The late 1990s and early 2000s have especially brought us numerous portraits of Tourette’s sufferers. A search on Amazon.com reveals hundreds of references to books with the word Tourette in them, many of them offering personal testimonies about living and coping with the syndrome. This number alone suggests that the syndrome is widely known in the general public, and that a voyeuristic interest in it has developed.

Of particular interest is the growing number of American fictional treatments of Tourette’s. At least 5 recent novels centre on Tourette sufferers: Peter Lefcourt, The Woody (1998); Daniel Hecht, Skull Session (1998); Gwyn Hyman Rubio, Icy Sparks (1998); Jonathan Lethem, Motherless Brooklyn (1999); and Marcia Byalick, Quit It (2002). Of the five titles, one is a detective novel, one a thriller, one a political satire, and two are tales of girls growing up in rural America.

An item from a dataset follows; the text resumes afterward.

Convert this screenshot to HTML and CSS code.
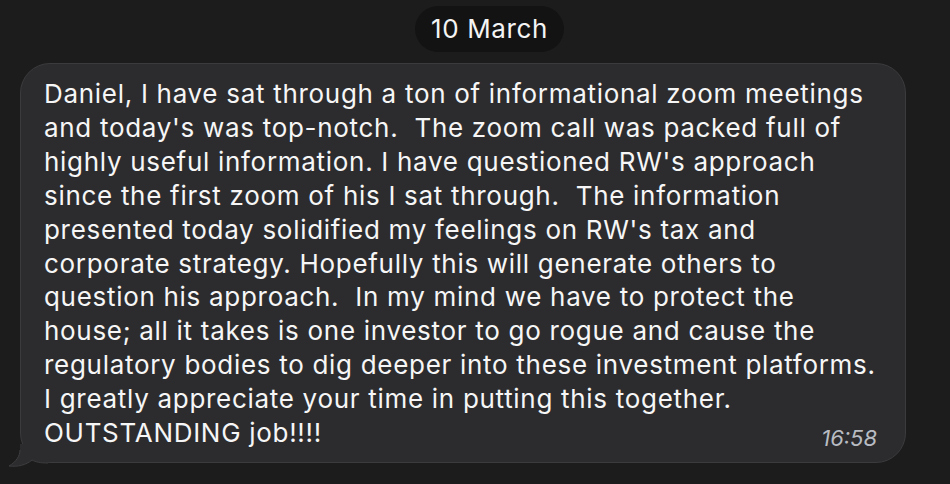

Typical of these narratives is that they depict a character’s journey through confusion and pain, towards a greater acceptance of their syndrome as that which lends them an identity position. Particularly provocative are the narratives that dare celebrate this otherness as a joyful position, usually connected with the representation of Tourette’s as a source of linguistic innovation and creativity akin to or identical with that of a poet or artist.